We designed a simple transport protocol that provides reliable datagram service. This protocol ensures data is delivered in order, without duplicates, missing data, or errors. Since the local area networks at Northeastern are far too reliable to be interesting, we utilized scripts to set up a vagrant image to emulate an unreliable network.
- Our first step was to review how TCP/UDP handled issues on the network for the following conditions:
- bandwidth
- latency
- delay
- drop
- reorder
- duplicate
- After we researched these methods and attended office hours a few times, we decided to structure our packet headers in a way where we could assign sequence numbers, offsets, and store what we have sent and what acks have been recieved on the server side. In this way, we thought we could tackle drops, reordering, and duplicate packets first!
- In order to address packet re-ordering on the recv side of things, we used a dict sturcture with the key value of the squence number. This also eliminated duplicate packets because the same key would result in a single entry instead of multiple for the same sequence number. Then, when printing out the packet to sys.stdout, we reordered the stroed packets recvd.
- We fixed a bug we were having with hanging programs because it was possible that if packets were dropping, the recv would not get the EOF message. To resolve this we added a custpom ack to ensure this was recieved.
- We also tried to increase efficiency by two techniques successfully, but due to problems we will discuss in the challenges portion could not include them in the final solution of 3700send. These two enhancements were switching from JSON to structs (as seen in the struct-alt-send and struct-alt-recv) as well as implementing the sliding window to send multiuple packets at once (as seen in the sliding-window-alternate file.)
- Another major challenge was getting the last basic test case to pass with bandwidth of .1Mb/s and latency of 500ms. Since the size of hte packets were so large, we needed to figure out how to compress the data. We attempted to use the zlib library for compressing and decompressing, however we kept getting an error about incorrect header check. We asked a total of three teaching assistants, including the head teaching assistant, and no one was able to reproduce the error, or figure out why it was occuring. To handle large packet sizes, we pivoted towards using structs instead of JSON. We used the pack() and unpack() methods for the structs, which ideally would handle compression. This didn't seem to pass the last test case though, and introduced additional problems.
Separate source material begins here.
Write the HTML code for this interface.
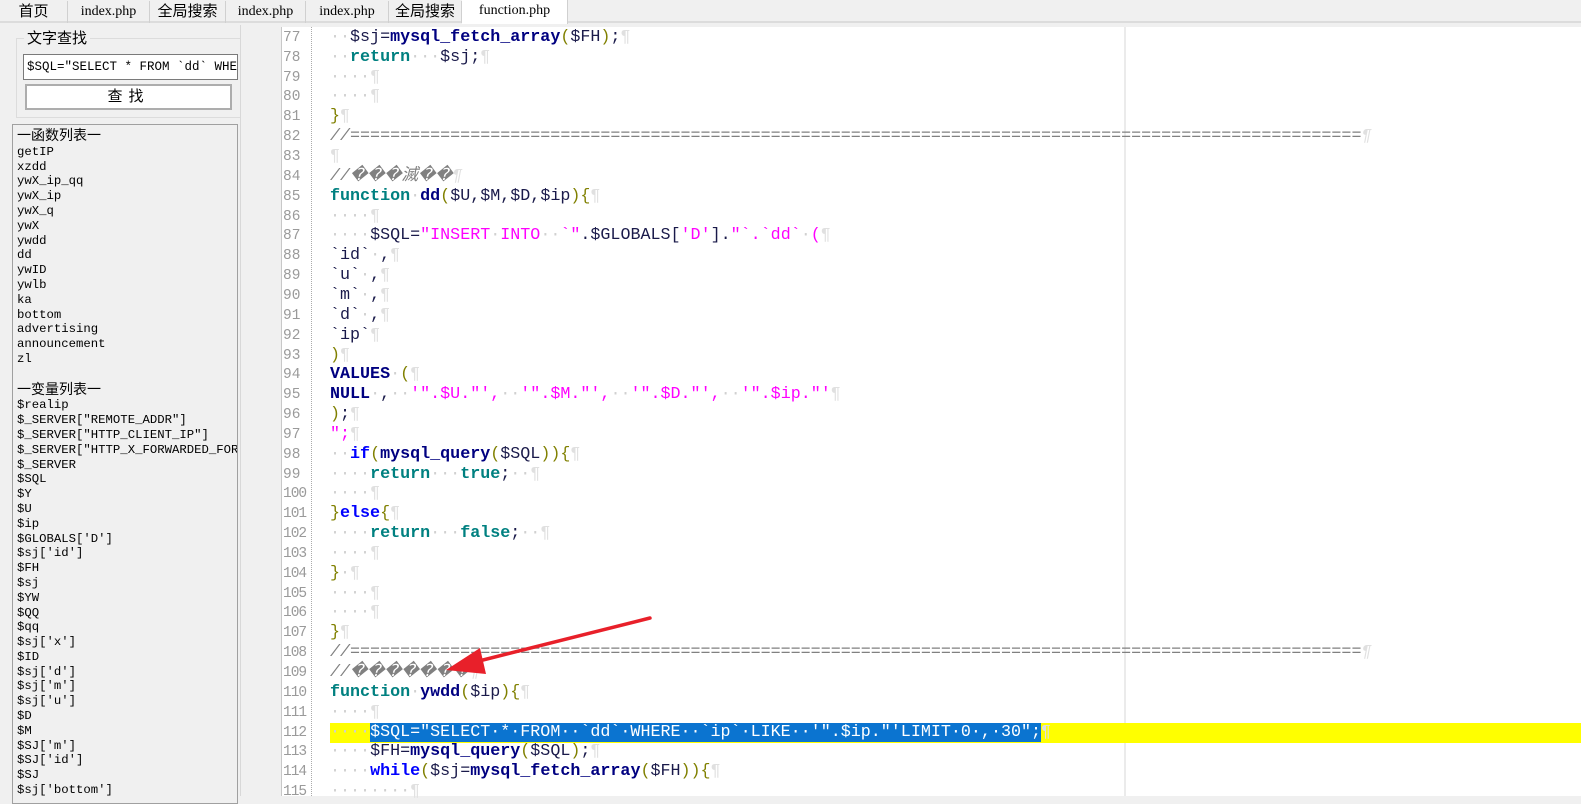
<!DOCTYPE html>
<html><head><meta charset="utf-8"><style>
*{margin:0;padding:0;box-sizing:border-box}
body{width:1581px;height:796px;overflow:hidden;background:#f0f0f0;position:relative;font-family:"Liberation Sans","Noto Sans CJK SC",sans-serif}
.tabs{position:absolute;left:0;top:0;width:1581px;height:23px;background:#f0f0f0;border-bottom:2px solid #dcdcdc}
.tab{position:absolute;top:1px;height:22px;border-right:1px solid #d0d0d0;font-size:15px;line-height:22px;text-align:center;color:#000}
.tab.m{font-family:"Liberation Serif","Noto Serif CJK SC",serif;font-size:14px}
.tab.act{background:#fff;top:0;height:24px}
.gb{position:absolute;left:16px;top:38px;width:225px;height:80px;border:1px solid #dcdcdc}
.gbl{position:absolute;left:24px;top:27px;background:#f0f0f0;padding:0 3px;font-size:15px}
.inp{position:absolute;left:23px;top:54px;width:215px;height:26px;background:#fff;border:1px solid #7a7a7a;font-family:"Liberation Mono",monospace;font-size:12.5px;line-height:24px;padding-left:3px;white-space:nowrap;overflow:hidden}
.btn{position:absolute;left:25px;top:84px;width:207px;height:26px;background:#fff;border:2px solid #adadad;font-size:15px;text-align:center;line-height:22px;letter-spacing:6px}
.list{position:absolute;left:12px;top:124px;width:226px;height:680px;border:1px solid #a0a0a0;background:#f0f0f0;overflow:hidden;padding:3px 0 0 4px;font-family:"Liberation Mono","Noto Sans CJK SC",monospace;font-size:12.3px;line-height:14.8px;white-space:pre;color:#000}
.list .h{font-family:"Liberation Sans","Noto Sans CJK SC",sans-serif;font-size:14px}
.sep{position:absolute;left:240px;top:25px;width:41px;height:771px;background:#f0f0f0;border-left:1px solid #d8d8d8}
.ed{position:absolute;left:281px;top:27px;width:1300px;height:769px;background:#fff;border-left:1px solid #c8c8c8}
.gut{position:absolute;left:282px;top:27px;width:30px;height:769px;border-right:1px dotted #aaa}
.guide{position:absolute;left:1124px;top:27px;width:2px;height:769px;background:#ebebeb}
.ln{position:absolute;left:283px;width:28px;font-family:"Liberation Mono",monospace;font-size:14.5px;color:#9a9a9a;height:20px;line-height:20px}
.cl{position:absolute;left:330px;height:20px;line-height:20px;font-family:"Liberation Mono",monospace;font-size:16.7px;white-space:pre;color:#1a1a4a}
.d{color:#d0d0d0;font-weight:normal}
.p{color:#e0e0e0;font-weight:normal}
.k{color:#008080;font-weight:bold}
.b{color:#0000ff;font-weight:bold}
.f{color:#000080;font-weight:bold}
.s{color:#ff00ff}
.c{color:#808080;font-style:italic}
.o{color:#808000}
.hl{position:absolute;left:330px;top:723px;width:1251px;height:20px;background:#ffff00}
.sel{background:#0b74d0;color:#fff}
</style></head><body>
<div class="tabs">
<div class="tab" style="left:0;width:68px">首页</div>
<div class="tab m" style="left:68px;width:82px">index.php</div>
<div class="tab" style="left:150px;width:76px">全局搜索</div>
<div class="tab m" style="left:226px;width:80px">index.php</div>
<div class="tab m" style="left:306px;width:83px">index.php</div>
<div class="tab" style="left:389px;width:73px">全局搜索</div>
<div class="tab m act" style="left:462px;width:106px">function.php</div>
</div>
<div class="gb"></div><div class="gbl">文字查找</div>
<div class="inp">$SQL="SELECT * FROM  `dd` WHERE</div>
<div class="btn">查找</div>
<div class="list"><span class="h">一函数列表一</span>
getIP
xzdd
ywX_ip_qq
ywX_ip
ywX_q
ywX
ywdd
dd
ywID
ywlb
ka
bottom
advertising
announcement
zl

<span class="h">一变量列表一</span>
$realip
$_SERVER["REMOTE_ADDR"]
$_SERVER["HTTP_CLIENT_IP"]
$_SERVER["HTTP_X_FORWARDED_FOR"]
$_SERVER
$SQL
$Y
$U
$ip
$GLOBALS['D']
$sj['id']
$FH
$sj
$YW
$QQ
$qq
$sj['x']
$ID
$sj['d']
$sj['m']
$sj['u']
$D
$M
$SJ['m']
$SJ['id']
$SJ
$sj['bottom']</div>
<div class="sep"></div>
<div class="ed"></div>
<div class="gut"></div>
<div class="guide"></div>
<div class="hl"></div>

<div class="cl" style="top:28px"><span class="d">··</span>$sj=<span class="f">mysql_fetch_array</span><span class="o">(</span>$FH<span class="o">)</span>;<span class="p">¶</span></div>
<div class="cl" style="top:48px"><span class="d">··</span><span class="k">return</span><span class="d">···</span>$sj;<span class="p">¶</span></div>
<div class="cl" style="top:68px"><span class="d">····</span><span class="p">¶</span></div>
<div class="cl" style="top:87px"><span class="d">····</span><span class="p">¶</span></div>
<div class="cl" style="top:107px"><span class="o">}</span><span class="p">¶</span></div>
<div class="cl c" style="top:127px">//=====================================================================================================<span class="p">¶</span></div>
<div class="cl" style="top:147px"><span class="p">¶</span></div>
<div class="cl c" style="top:167px">//���滅��<span class="p">¶</span></div>
<div class="cl" style="top:187px"><span class="k">function</span><span class="d">·</span><span class="f">dd</span><span class="o">(</span>$U,$M,$D,$ip<span class="o">){</span><span class="p">¶</span></div>
<div class="cl" style="top:207px"><span class="d">····</span><span class="p">¶</span></div>
<div class="cl" style="top:226px"><span class="d">····</span>$SQL=<span class="s">"INSERT<span class="d">·</span>INTO<span class="d">··</span>`"</span>.$GLOBALS[<span class="s">'D'</span>].<span class="s">"`.`dd`<span class="d">·</span>(</span><span class="p">¶</span></div>
<div class="cl" style="top:246px">`id`<span class="d">·</span>,<span class="p">¶</span></div>
<div class="cl" style="top:266px">`u`<span class="d">·</span>,<span class="p">¶</span></div>
<div class="cl" style="top:286px">`m`<span class="d">·</span>,<span class="p">¶</span></div>
<div class="cl" style="top:306px">`d`<span class="d">·</span>,<span class="p">¶</span></div>
<div class="cl" style="top:326px">`ip`<span class="p">¶</span></div>
<div class="cl" style="top:346px"><span class="o">)</span><span class="p">¶</span></div>
<div class="cl" style="top:365px"><span class="f">VALUES</span><span class="d">·</span><span class="o">(</span><span class="p">¶</span></div>
<div class="cl" style="top:385px"><span class="f">NULL</span><span class="d">·</span>,<span class="d">··</span><span class="s">'".$U."',<span class="d">··</span>'".$M."',<span class="d">··</span>'".$D."',<span class="d">··</span>'".$ip."'</span><span class="p">¶</span></div>
<div class="cl" style="top:405px"><span class="o">)</span>;<span class="p">¶</span></div>
<div class="cl" style="top:425px"><span class="s">";</span><span class="p">¶</span></div>
<div class="cl" style="top:445px"><span class="d">··</span><span class="b">if</span><span class="o">(</span><span class="f">mysql_query</span><span class="o">(</span>$SQL<span class="o">)){</span><span class="p">¶</span></div>
<div class="cl" style="top:465px"><span class="d">····</span><span class="k">return</span><span class="d">···</span><span class="k">true</span>;<span class="d">··</span><span class="p">¶</span></div>
<div class="cl" style="top:484px"><span class="d">····</span><span class="p">¶</span></div>
<div class="cl" style="top:504px"><span class="o">}</span><span class="b">else</span><span class="o">{</span><span class="p">¶</span></div>
<div class="cl" style="top:524px"><span class="d">····</span><span class="k">return</span><span class="d">···</span><span class="k">false</span>;<span class="d">··</span><span class="p">¶</span></div>
<div class="cl" style="top:544px"><span class="d">····</span><span class="p">¶</span></div>
<div class="cl" style="top:564px"><span class="o">}</span><span class="d">·</span><span class="p">¶</span></div>
<div class="cl" style="top:584px"><span class="d">····</span><span class="p">¶</span></div>
<div class="cl" style="top:603px"><span class="d">····</span><span class="p">¶</span></div>
<div class="cl" style="top:623px"><span class="o">}</span><span class="p">¶</span></div>
<div class="cl c" style="top:643px">//=====================================================================================================<span class="p">¶</span></div>
<div class="cl c" style="top:663px">//�������<span class="p">¶</span></div>
<div class="cl" style="top:683px"><span class="k">function</span><span class="d">·</span><span class="f">ywdd</span><span class="o">(</span>$ip<span class="o">){</span><span class="p">¶</span></div>
<div class="cl" style="top:703px"><span class="d">····</span><span class="p">¶</span></div>
<div class="cl" style="top:723px"><span class="d">····</span><span class="sel">$SQL="SELECT·*·FROM··`dd`·WHERE··`ip`·LIKE··'".$ip."'LIMIT·0·,·30";</span><span class="p">¶</span></div>
<div class="cl" style="top:742px"><span class="d">····</span>$FH=<span class="f">mysql_query</span><span class="o">(</span>$SQL<span class="o">)</span>;<span class="p">¶</span></div>
<div class="cl" style="top:762px"><span class="d">····</span><span class="b">while</span><span class="o">(</span>$sj=<span class="f">mysql_fetch_array</span><span class="o">(</span>$FH<span class="o">)){</span><span class="p">¶</span></div>
<div class="cl" style="top:782px"><span class="d">········</span><span class="p">¶</span></div>

<div class="ln" style="top:28px">77</div><div class="ln" style="top:48px">78</div><div class="ln" style="top:68px">79</div><div class="ln" style="top:87px">80</div><div class="ln" style="top:107px">81</div><div class="ln" style="top:127px">82</div><div class="ln" style="top:147px">83</div><div class="ln" style="top:167px">84</div><div class="ln" style="top:187px">85</div><div class="ln" style="top:207px">86</div><div class="ln" style="top:226px">87</div><div class="ln" style="top:246px">88</div><div class="ln" style="top:266px">89</div><div class="ln" style="top:286px">90</div><div class="ln" style="top:306px">91</div><div class="ln" style="top:326px">92</div><div class="ln" style="top:346px">93</div><div class="ln" style="top:365px">94</div><div class="ln" style="top:385px">95</div><div class="ln" style="top:405px">96</div><div class="ln" style="top:425px">97</div><div class="ln" style="top:445px">98</div><div class="ln" style="top:465px">99</div><div class="ln" style="top:484px;letter-spacing:-1px">100</div><div class="ln" style="top:504px;letter-spacing:-1px">101</div><div class="ln" style="top:524px;letter-spacing:-1px">102</div><div class="ln" style="top:544px;letter-spacing:-1px">103</div><div class="ln" style="top:564px;letter-spacing:-1px">104</div><div class="ln" style="top:584px;letter-spacing:-1px">105</div><div class="ln" style="top:603px;letter-spacing:-1px">106</div><div class="ln" style="top:623px;letter-spacing:-1px">107</div><div class="ln" style="top:643px;letter-spacing:-1px">108</div><div class="ln" style="top:663px;letter-spacing:-1px">109</div><div class="ln" style="top:683px;letter-spacing:-1px">110</div><div class="ln" style="top:703px;letter-spacing:-1px">111</div><div class="ln" style="top:723px;letter-spacing:-1px">112</div><div class="ln" style="top:742px;letter-spacing:-1px">113</div><div class="ln" style="top:762px;letter-spacing:-1px">114</div><div class="ln" style="top:782px;letter-spacing:-1px">115</div>

<svg style="position:absolute;left:0;top:0" width="1581" height="796">
<line x1="650" y1="618" x2="475" y2="662" stroke="#e8202a" stroke-width="3.5" stroke-linecap="round"/>
<polygon points="446,670 480,648 486,674" fill="#e8202a"/>
</svg>
</body></html>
- A main challenge was getting tests to pass using ./testall. The nettest and testall scripts seemed to be really buggy. We'd try the scripts using a seperate file with changes, and the tests woudl all pass. When we tried copying over the contents to the "main" files (3700send, 3700recv), the tests in testall would fail, even though the content of the two files were the exact same. The testing scripts were very difficult to work with.
- The following three bullets were designs we were able to get to work, but not when renamed to 3700send or 3700recv.
- SLIDING WINDOW: With sliding window we would send a certain number of packets before checking to see if we had recieved any acks back. This saved .2 seconds every time we didn't recieve an ack back. This was implemented and worked, but not when renamed to 3700send.
- COMPRESSION: The goal here was to send less, and decompress on the recv side. We implemented this well but it would not work with testall. Many different TAs could not figure the problem out.
- STRUCT USAGE: Instead of using JSON we used python structs to format our messages, and decreased the size of the header to 10 bytes. This allowed us to drastically increase our message size from 500 to 1400+. This, again, worked and increased performance by a lot, but once implemented with the designated file name and testall provided did not function. TAs could not assist here either.
- Early testing of the command line parsing was feeding in random amounts of arguments with random values to make sure we were only accepting command line syntax that would enable our programs to run smoothly. We tested number of arguments, types of arguments, and default values on the client-side port selection.
- In order to test the segmentation of packets, we used the following input-building command line call to fill a file we could then feed in through stdin.
- python -c "print 'A' * 1501" > tester.txt
- In later testing where we were more concerned about testing we used the following script in order to generate an input that would be easier to detect if the order was correct.
- python -c "print 'A' * 1000 + 'B' * 1000 + 'C' * 1000 + 'D' * 1000 + 'E' * 1000 + 'F' * 1000 + 'G' * 1000 + 'H' * 1000 + 'I' * 1000 + 'J' * 1000" > tester.txt
- In addition to the custom tests we wrote, we also made heavy use of netsim and nettest to ensure we were getting the proper results or trying to simulate the tests in testall with netsim and running the corresponding size input with nettest.